Still, oftentimes I _repost_ content to FB that has prior copyright on it – either full copyright in case of pictures / academic articles, or Creative Commons Sharealike-NonComm-Der license. I admit, I know fairly little about IP law, _but_ from what I remember, unless explicitly granted on a per-case basis, primary copyright would in that case belong to me.
If I follow that line of thought, should FB try to explicitly infringe upon the intellectual value of my profile (i.e. selling an academic paper I published using its framework without paying me royalty as opposed to simply making money off my adclicks based on ads served contextually to me using my profile as source of demographic data) – I am quite certain I’d happily take FB to court to see what would happen.
Any thoughts, D’Arcy?
@Thomas: I’m not sure. That’s a pretty open grey area – republishing an existing work could be interpreted to be re-releasing it under a different license – would cross-posting a CC-licensed blog entry into Facebook mean that FB “owns” the republished version? I don’t know, and that makes me nervous. That said, I’m still republishing all of my blog entries to FB because there are a fair number of people there that I know, who may not be RSS readers. There is value to the service, but what is the cost?
Hmm, it’d be handy to know a good IP lawyer just about now 😉 While re-releasing under a different license sounds highly suspicious and would also make me worry, it presents an interesting IP dilemma. Say someone started stealing your articles… does a) Facebook go after them for violating their copyright, or b) do you go after them for lack of attribution and then, could they tell FB that they’re simply quoting your article and FB has no basis for legal action, thus having been at most forced to attribute the article to you…. I could think of several variations of this.
Anyway, I’m hoping that the likes of OpenID will sooner or later bring about a fully independent social networking solution that will allow for something akin to FB, but where the end user actually owns the content and their own privacy settings.
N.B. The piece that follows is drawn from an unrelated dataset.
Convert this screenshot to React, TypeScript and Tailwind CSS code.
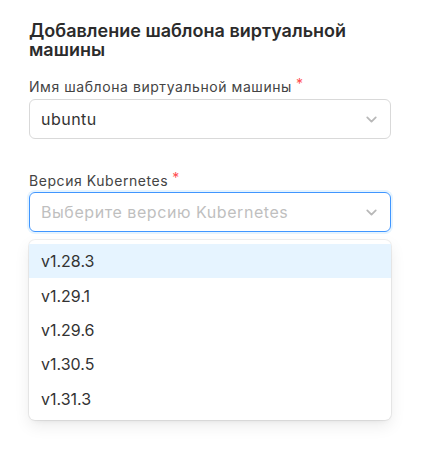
import { ChevronDown } from 'lucide-react';

const versions = ['v1.28.3', 'v1.29.1', 'v1.29.6', 'v1.30.5', 'v1.31.3'];

export default function App() {
  return (
    <div className="min-h-screen bg-white pl-[29px] pr-[31px] pt-[21px] text-[#333]" style={{ fontFamily: 'Inter, "Noto Sans", sans-serif' }}>
      <h1 className="text-[18px] font-semibold leading-[19px] text-[#2b2b2b] w-[340px]">Добавление шаблона виртуальной машины</h1>

      <div className="mt-[17px]">
        <label className="flex text-[14px] leading-[22px] tracking-[0.04em] text-[#444]">
          Имя шаблона виртуальной машины
          <span className="ml-[4px] text-[#ff4d4f] text-[14px] leading-[16px]">*</span>
        </label>
        <div className="mt-[1px] flex h-[40px] items-center justify-between rounded-[6px] border border-[#d9d9d9] pl-[11px] pr-[10px]">
          <span className="text-[16px] tracking-[0.03em] text-[#333]">ubuntu</span>
          <ChevronDown size={17} strokeWidth={2.5} className="text-[#b8b8b8]" />
        </div>
      </div>

      <div className="mt-[31px]">
        <label className="flex text-[14px] leading-[22px] tracking-[0.04em] text-[#444]">
          Версия Kubernetes
          <span className="ml-[4px] text-[#ff4d4f] text-[14px] leading-[16px]">*</span>
        </label>
        <div className="flex h-[40px] items-center justify-between rounded-[6px] border border-[#4096ff] pl-[11px] pr-[10px] shadow-[0_0_0_2px_rgba(5,145,255,0.1)]">
          <span className="text-[16px] tracking-[0.035em] text-[#bfbfbf]">Выберите версию Kubernetes</span>
          <ChevronDown size={17} strokeWidth={2.5} className="text-[#b8b8b8]" />
        </div>
        <div className="mt-[8px] rounded-[6px] bg-white py-[4px] shadow-[0_6px_16px_0_rgba(0,0,0,0.08),0_3px_6px_-4px_rgba(0,0,0,0.12),0_0_0_1px_rgba(0,0,0,0.06)]">
          {versions.map((v, i) => (
            <div
              key={v}
              className={`flex h-[34.4px] items-center px-[12px] text-[16px] text-[#333] ${i === 0 ? 'bg-[#e6f4ff]' : ''}`}
            >
              {v}
            </div>
          ))}
        </div>
      </div>
    </div>
  );
}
Combine that with an open JSON API framework and the Open Source community will happily adapt the project.
@Thomas: I’m seriously considering shutting down my FB account. Except that it’s been absolutely amazing in reconnecting me with long lost childhood friends and the like… I need to think a bit more about the implications of content (re)publishing, and how many eggs I’m comfortable having in one basket. Or who’s basket I’d be comfortable using…
Yes, that is one of its appeals – I too have found some long lost friends – one actually whom I’ve been trying to track down for years (and it was one of the best reunions ever, virtual or real). And even now, having reached the sweet spot of having most people I care about tied into my account, I get the odd friend request once every week or two which in most cases turns out to be a rather pleasant surprise.
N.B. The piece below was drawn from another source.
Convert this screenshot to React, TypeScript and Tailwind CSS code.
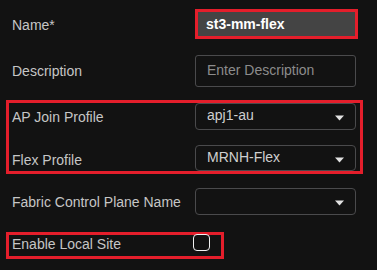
import React from "react"

function Caret() {
  return (
    <svg width="9" height="6" viewBox="0 0 9 6" className="mt-[3px] shrink-0">
      <path d="M0 0.5h9L4.5 5.5z" fill="#e2e2e2" />
    </svg>
  )
}

function Select({ value, h }: { value?: string; h: string }) {
  return (
    <div
      className={`flex w-[161px] ${h} items-center justify-between rounded-[4px] border border-[#4a4a4c] pl-[11px] pr-[11px]`}
    >
      <span className="mb-[3px] text-[#cfcfcf]">{value}</span>
      <Caret />
    </div>
  )
}

export default function App() {
  return (
    <div className="h-[270px] w-[377px] overflow-hidden bg-[#121212] pt-[9px] font-['Liberation_Sans',Arial,sans-serif] text-[14px] leading-[16px] text-[#c6c6c6]">
      {/* Name */}
      <div className="flex items-start">
        <div className="mt-[8px] w-[195px] shrink-0 pl-[12px]">Name*</div>
        <div className="flex h-[30px] w-[163px] items-center border-[3px] border-[#e41e2b] bg-[#444444] pb-[1px] pl-[8px] font-bold text-white">
          st3-mm-flex
        </div>
      </div>

      {/* Description */}
      <div className="mt-[16px] flex items-start">
        <div className="mt-[8px] w-[195px] shrink-0 pl-[12px]">Description</div>
        <div className="flex h-[32px] w-[161px] items-center rounded-[3px] border border-[#4a4a4c] pb-[2px] pl-[11px] text-[#8c8c8c]">
          Enter Description
        </div>
      </div>

      {/* AP Join / Flex */}
      <div className="ml-[6px] mt-[13px] flex w-[357px] flex-col border-[3px] border-[#e41e2b]">
        <div className="flex items-start">
          <div className="mt-[6px] w-[186px] shrink-0 pl-[3px]">AP Join Profile</div>
          <Select value="apj1-au" h="h-[27px]" />
        </div>
        <div className="mt-[15px] flex items-start">
          <div className="mt-[7px] w-[186px] shrink-0 pl-[3px]">Flex Profile</div>
          <Select value="MRNH-Flex" h="h-[26px]" />
        </div>
      </div>

      {/* Fabric */}
      <div className="mt-[14px] flex items-start">
        <div className="mt-[6px] w-[195px] shrink-0 pl-[12px]">Fabric Control Plane Name</div>
        <Select h="h-[27px]" />
      </div>

      {/* Enable Local Site */}
      <div className="ml-[6px] mt-[17px] flex h-[27px] w-[218px] items-start border-[3px] border-[#e41e2b]">
        <div className="mt-[1px] w-[184px] shrink-0 pl-[3px]">Enable Local Site</div>
        <div className="mt-[-1px] h-[17px] w-[17px] rounded-[4px] border-[1.5px] border-[#f2f2f2]" />
      </div>
    </div>
  )
}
And I’ve seen people come to FB and go, freaked out about its ‘snooping’ abilities, privacy concerns, ownership issues. I’ve thought of leaving once too, but then the application foundation was added and I saw an inkling of something great, something that might keep FB alive if they do things right, after the entire Web 2.0 hype dies down. Still, I also think it will be superseded by something more open, so unless they change their business model (or Google buys it and changes it for them), it’s a temporary platform for me.
One thing that FB does well, hands down, is content distribution. Even my supertweaked, Yahoo-Piped, netvibes-channeled RSS content, nor my Plaxo-enhanced personal CRM package, can produce such acutely and PASSIVELY distributed content that’s directly fed to all of my friends, associates, etc. I don’t blog much as I can’t seem to make much time for it. And yet the notes I post into my FB account (directly from the blog), usually generate about 10x more feedback/discussion/forwarding. That’s hard to beat.
One of the biggest problems with institutional ownership of individually-authored materials (whether that’s student materials or faculty materials) is that it limits freedom and imagination.
I truly do understand the institution’s stake in this argument to a degree: they provide the environment, the materials, the resources, etc, and therefore they are entitled to reap the benefits of their investment. But there needs to be a way out. There needs to be a way, either at the beginning of the project as a declaration, or at the end of the project as a proposal process, for individuals to claim their own either shared or exclusive rights to the materials that they too invested in. I’m less interested in circumventing then in coming to a compromise type agreement.